During their discussions, aldermen and
Mayor Rahm Emanuel made it clear that the only reason they were voting
to permit gun stores after decades of a ban was because a federal judge,
following a 2010 U.S. Supreme Court ruling that invalidated the city’s
handgun ban, ruled earlier this year that the ban on stores selling guns
was unconstitutional.
"I really wish the Supreme Court justices
who opened up the floodgates on guns had to take the calls I get at 2
o’clock in the morning from police sergeants and lieutenants about
shootings," Alderman Will Burns said before the 48-0 vote. "This is the
best we can do and I’m holding my nose and voting for it."
Aldermen
also listed some of the provisions — which will almost certainly
trigger a legal challenge — including a requirement that all gun sales
be videotaped, another that gun owners open their books for inspection
by police, and restrictions on where the shops can go that prohibit them
in 99.5 percent of the city by confining sales to specific areas and
prohibiting stores within 500 feet of schools and parks.
Not
surprisingly, a gun rights advocate agreed that the city that has for
decades fought to keep guns out of the hands of its residents and faced
repeated lawsuits over its gun laws had all but assured itself that it
will face another one.
"It’s actually an ordinance to prevent gun
shops," said Richard Pearson, executive director of the Illinois State
Rifle Association.
Emanuel disagreed, adding that the city’s law
department examined the ordinance and determined that it is on solid
legal ground.

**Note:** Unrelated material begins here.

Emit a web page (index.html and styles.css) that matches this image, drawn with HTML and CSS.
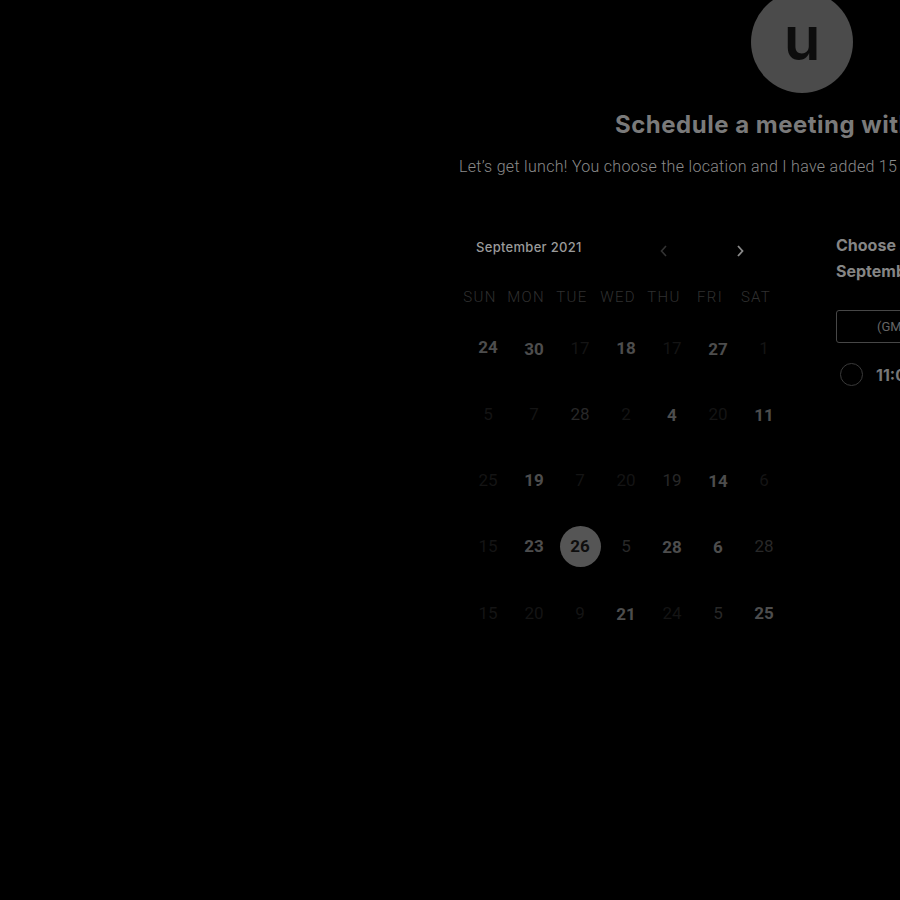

The city, Emanuel said, had written a "solid, tough and
enforceable ordinance." And though he did not discuss the videotaping
provision in particular, earlier he said he believes it is no different
than the common practice of photographing transactions at ATMs.
The
gun ordinance also addresses what police and others believe is a big
reason for what they say is a flood of illegal guns into Chicago and why
the city’s police officers seize more illegal guns than any police
department in the United States: The sale of guns by so-called straw
purchasers, who then transfer them to people who are not legally allowed
to buy and possess firearms.
The ordinance, said Alderman James Balcer, "will now allow employees to be trained so they can
identify straw purchasers."
Further,
the ordinance allows buyers to purchase no more than one gun every 30
days — a hindrance, supporters say, on straw purchasers who would prefer
to buy several firearms at once.
If there is a lawsuit, it will
keep Chicago where it has been for decades: At the center of the
national debate over gun violence and gun control. After the Supreme
Court’s 2010 ruling on handguns, a federal appeals court in Chicago
ruled in 2012 that Illinois’ last-in-the-nation ban on concealed weapons
was unconstitutional. Then came the ruling by the federal judge in
January, and the ordinance approved Wednesday.
But Emanuel, while
not welcoming a lawsuit, suggested it was important to pass the toughest
ordinance possible whether or not it prompted a legal challenge.
"You have to do what you think is right," he said.